While the advisor provides the guidance, the sponsoring organization (such as NPT) provides the infrastructure. These organizations emphasize that the success of a DAF program is predicated on the coordination of the "professional team."

"Philanthropic planning should not exist in a silo," noted a representative from the National Philanthropic Trust. "It is most effective when it is part of the holistic financial plan. When the attorney, the accountant, and the financial advisor are all aligned on the client’s charitable goals well in advance of a major liquidity event, the options available to that client are far more robust. The DAF is not just a tax vehicle; it is an architectural element of a client’s long-term financial legacy."

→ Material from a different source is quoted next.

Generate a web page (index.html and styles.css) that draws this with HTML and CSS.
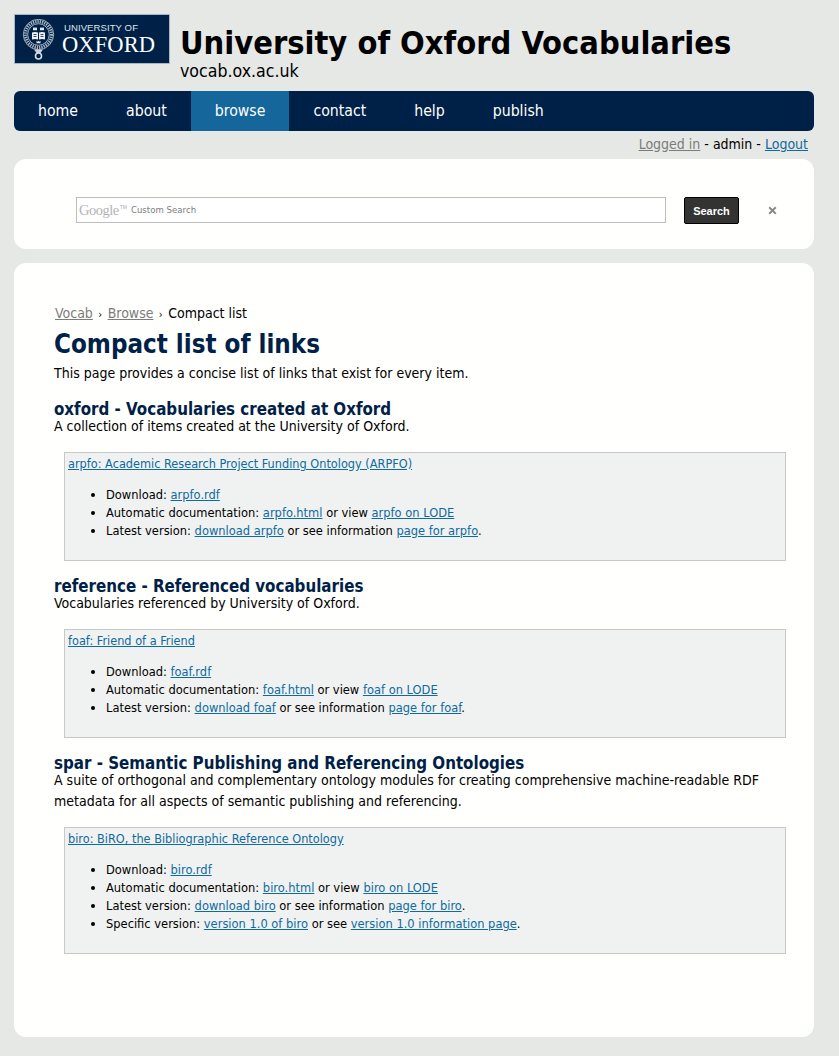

Conclusion: A Shift in Perspective

The common thread across every stage of the financial lifecycle is the timing of the intervention. The same DAF that is used as a "quick fix" in December can be transformed into a sophisticated, high-impact engine for change if introduced when a portfolio is taking shape or when a business exit is first contemplated.

For advisors, the challenge—and the opportunity—is to stop waiting for the calendar to dictate the conversation. Philanthropic discussions should be triggered by life events, not by the tax code. By proactively introducing DAFs into the financial planning lifecycle, advisors do more than just save their clients money; they help them build a lasting legacy, engage their families, and align their financial success with their deepest personal values.

In the final analysis, the most successful philanthropic plans are not those that solve for the current tax year, but those that solve for the client’s life. When philanthropy is integrated into the broader narrative of wealth, it ceases to be a burden and becomes the most rewarding aspect of the financial journey.


Disclaimer: National Philanthropic Trust does not provide legal or tax advice. This material is for informational purposes only. The applicability of these strategies will vary based on individual circumstances, and readers should consult with their own legal and tax professionals regarding their specific situations.